Total time: 15 min • Prep: 5 min • Cook: 10 min • Serves: 4 • Difficulty: Easy

If you can’t find ripe peaches or nectarines for the salsa, ripe mango or papaya would be a delicious alternative.

Ingredients

Peach

1 large

Tomato(es)

1 large

Basil

0.25 cup(s)

Balsamic vinegar

2 tsp

Table salt

0.75 tsp

Black pepper

0.5 tsp

Yellow cornmeal

2 Tbsp

Uncooked boneless skinless chicken breast(s)

20 oz

Canola oil

2 tsp

Instructions

1

Combine the peach, tomato, basil, vinegar, 1⁄4 teaspoon of the salt, and 1⁄4 teaspoon of pepper in a small bowl; set aside.

2

Mix the cornmeal and the remaining 1⁄2 teaspoon salt and 1⁄4 teaspoon pepper on a sheet of wax paper.
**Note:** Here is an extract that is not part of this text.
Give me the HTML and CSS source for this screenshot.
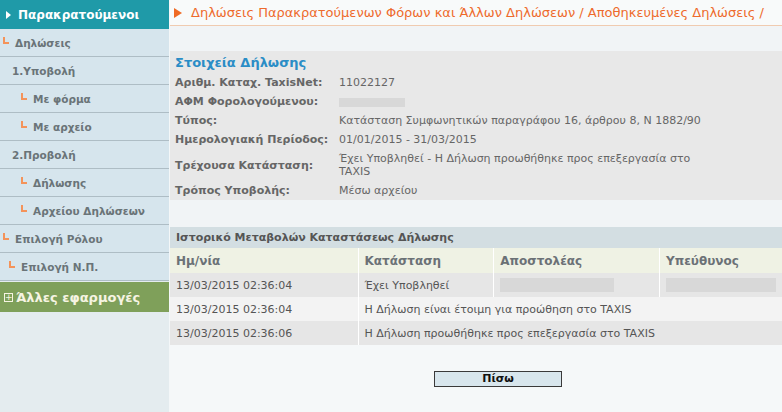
FILE: index.html
```html
<!DOCTYPE html>
<html lang="el">

<head>
    <meta charset="UTF-8">
    <meta name="viewport" content="width=device-width, initial-scale=1.0">
    <title>Αποθηκευμένες Δηλώσεις</title>
    <link rel="stylesheet" href="styles.css">
</head>

<body>
    <div class="page">
        <nav class="sidebar">
            <div class="sideHead"><span class="whiteArrow"></span>Παρακρατούμενοι</div>
            <a class="navItem lvl0" href="#"><span class="corner"></span>Δηλώσεις</a>
            <a class="navItem lvlGroup" href="#">1.Υποβολή</a>
            <a class="navItem lvl2" href="#"><span class="corner"></span>Με φόρμα</a>
            <a class="navItem lvl2" href="#"><span class="corner"></span>Με αρχείο</a>
            <a class="navItem lvlGroup" href="#">2.Προβολή</a>
            <a class="navItem lvl2" href="#"><span class="corner"></span>Δήλωσης</a>
            <a class="navItem lvl2" href="#"><span class="corner"></span>Αρχείου Δηλώσεων</a>
            <a class="navItem lvl0" href="#"><span class="corner"></span>Επιλογή Ρόλου</a>
            <a class="navItem lvl1" href="#"><span class="corner"></span>Επιλογή Ν.Π.</a>
            <div class="otherApps"><span class="plusBox">+</span>Άλλες εφαρμογές</div>
        </nav>

        <main class="content">
            <div class="pageTitle">
                <span class="orangeArrow"></span>
                Δηλώσεις Παρακρατούμενων Φόρων και Άλλων Δηλώσεων / Αποθηκευμένες Δηλώσεις /
            </div>
            <div class="spacer"></div>

            <section class="details">
                <h2>Στοιχεία Δήλωσης</h2>
                <div class="detailRow">
                    <span class="label">Αριθμ. Καταχ. TaxisNet:</span>
                    <span class="value">11022127</span>
                </div>
                <div class="detailRow">
                    <span class="label">ΑΦΜ Φορολογούμενου:</span>
                    <span class="value"><span class="blur afm"></span></span>
                </div>
                <div class="detailRow">
                    <span class="label">Τύπος:</span>
                    <span class="value">Κατάσταση Συμφωνητικών παραγράφου 16, άρθρου 8, Ν 1882/90</span>
                </div>
                <div class="detailRow">
                    <span class="label">Ημερολογιακή Περίοδος:</span>
                    <span class="value">01/01/2015 - 31/03/2015</span>
                </div>
                <div class="detailRow tall">
                    <span class="label">Τρέχουσα Κατάσταση:</span>
                    <span class="value">Έχει Υποβληθεί - Η Δήλωση προωθήθηκε προς επεξεργασία στο TAXIS</span>
                </div>
                <div class="detailRow">
                    <span class="label">Τρόπος Υποβολής:</span>
                    <span class="value">Μέσω αρχείου</span>
                </div>
            </section>

            <div class="spacer gap"></div>

            <section class="history">
                <div class="historyTitle">Ιστορικό Μεταβολών Καταστάσεως Δήλωσης</div>
                <table class="historyTable">
                    <thead>
                        <tr>
                            <th class="colDate">Ημ/νία</th>
                            <th class="colState">Κατάσταση</th>
                            <th class="colSender">Αποστολέας</th>
                            <th>Υπεύθυνος</th>
                        </tr>
                    </thead>
                    <tbody>
                        <tr class="odd">
                            <td>13/03/2015 02:36:04</td>
                            <td>Έχει Υποβληθεί</td>
                            <td><span class="blur sender"></span></td>
                            <td><span class="blur owner"></span></td>
                        </tr>
                        <tr>
                            <td>13/03/2015 02:36:04</td>
                            <td colspan="3">Η Δήλωση είναι έτοιμη για προώθηση στο TAXIS</td>
                        </tr>
                        <tr class="odd">
                            <td>13/03/2015 02:36:06</td>
                            <td colspan="3">Η Δήλωση προωθήθηκε προς επεξεργασία στο TAXIS</td>
                        </tr>
                    </tbody>
                </table>
            </section>

            <div class="actions">
                <button class="backBtn" type="button">Πίσω</button>
            </div>
        </main>
    </div>
</body>

</html>
```

FILE: styles.css
```css
html,
body {
    margin: 0;
    height: 100%;
}

body {
    font-family: "DejaVu Sans", Verdana, sans-serif;
    font-size: 11px;
    color: #555;
    background-color: #f5f8f9;
}

.page {
    display: flex;
    height: 100%;
}

/* Left menu */
.sidebar {
    width: 169px;
    flex-shrink: 0;
    background-color: #e4ecef;
    border-right: 1px solid #f4f7f8;
    display: flex;
    flex-direction: column;
}

.sideHead {
    height: 29px;
    background-color: #1f9aa8;
    color: #fff;
    font-weight: bold;
    font-size: 12px;
    display: flex;
    align-items: center;
    padding-left: 6px;
}

.whiteArrow {
    width: 0;
    height: 0;
    border-top: 4px solid transparent;
    border-bottom: 4px solid transparent;
    border-left: 5px solid #fff;
    margin-right: 7px;
}

.navItem {
    height: 27px;
    border-bottom: 1px solid #aebdc5;
    background-color: #d6e5ed;
    color: #6a7478;
    font-weight: bold;
    font-size: 10.5px;
    text-decoration: none;
    display: flex;
    align-items: center;
}

.lvl0 {
    padding-left: 3px;
}

.lvl1 {
    padding-left: 9px;
}

.lvl2 {
    padding-left: 21px;
}

.lvlGroup {
    padding-left: 12px;
}

.corner {
    width: 4px;
    height: 5px;
    border-left: 2px solid #f4935a;
    border-bottom: 2px solid #f4935a;
    margin-right: 6px;
    margin-top: -4px;
}

.otherApps {
    height: 30px;
    margin-top: 1px;
    background-color: #7fa05a;
    color: #f6f4e2;
    font-weight: bold;
    font-size: 13px;
    display: flex;
    align-items: center;
    padding-left: 4px;
}

.plusBox {
    width: 7px;
    height: 7px;
    border: 1px solid #f6f4e2;
    font-size: 9px;
    line-height: 7px;
    text-align: center;
    margin-right: 3px;
    font-weight: normal;
}

/* Main area */
.content {
    flex: 1;
    display: flex;
    flex-direction: column;
}

.pageTitle {
    height: 25px;
    border-bottom: 1px solid #f0cbb0;
    background-color: #f8fafa;
    color: #ee6a2c;
    font-size: 13px;
    display: flex;
    align-items: center;
    padding-left: 4px;
    white-space: nowrap;
}

.orangeArrow {
    width: 0;
    height: 0;
    border-top: 5px solid transparent;
    border-bottom: 5px solid transparent;
    border-left: 8px solid #ef6a24;
    margin-right: 9px;
}

.spacer {
    height: 25px;
    background-color: #f1f4f6;
}

.spacer.gap {
    height: 27px;
}

.details {
    background-color: #e8e8e8;
    padding: 2px 5px 0;
}

.details h2 {
    margin: 0;
    height: 20px;
    line-height: 20px;
    font-size: 13px;
    color: #2a8dc6;
}

.detailRow {
    display: flex;
    min-height: 19px;
    align-items: center;
}

.detailRow.tall {
    min-height: 32px;
}

.label {
    width: 164px;
    flex-shrink: 0;
    font-weight: bold;
    color: #666;
}

.value {
    color: #666;
    line-height: 13px;
    max-width: 380px;
}

.blur {
    display: inline-block;
    background-color: #d8d8d8;
    vertical-align: middle;
}

.afm {
    width: 66px;
    height: 9px;
}

.sender {
    width: 114px;
    height: 14px;
}

.owner {
    width: 110px;
    height: 14px;
}

/* History table */
.historyTitle {
    height: 21px;
    line-height: 22px;
    background-color: #d3dee2;
    color: #555;
    font-weight: bold;
    font-size: 11px;
    padding-left: 6px;
}

.historyTable {
    width: 100%;
    border-collapse: collapse;
}

.historyTable th {
    height: 25px;
    background-color: #eff2e4;
    color: #6b7176;
    font-weight: bold;
    font-size: 12px;
    text-align: left;
    padding: 0 6px;
    border-left: 1px solid #fff;
}

.historyTable td {
    height: 24px;
    padding: 0 6px;
    color: #555;
    background-color: #f3f3f3;
    border-left: 1px solid #fff;
    white-space: nowrap;
}

.historyTable th:first-child,
.historyTable td:first-child {
    border-left: none;
}

.historyTable tr.odd td {
    background-color: #e6e6e6;
}

.colDate {
    width: 176px;
}

.colState {
    width: 123px;
}

.colSender {
    width: 153px;
}

/* Back button */
.actions {
    display: flex;
    justify-content: center;
    padding-top: 26px;
    padding-left: 44px;
}

.backBtn {
    width: 128px;
    height: 16px;
    padding: 0;
    border: 1px solid #3a3a3a;
    background-color: #d8e6ed;
    color: #111;
    font-family: inherit;
    font-size: 11px;
    font-weight: bold;
    line-height: 14px;
}
```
Press the chicken in the mixture to coat. Heat the oil in a large nonstick skillet over medium-high heat. Add the chicken and cook, turning occasionally, until lightly browned and cooked through, about 10 minutes. Serve the chicken with the salsa. Yields 1 piece chicken and generous 1⁄3 cup salsa per serving.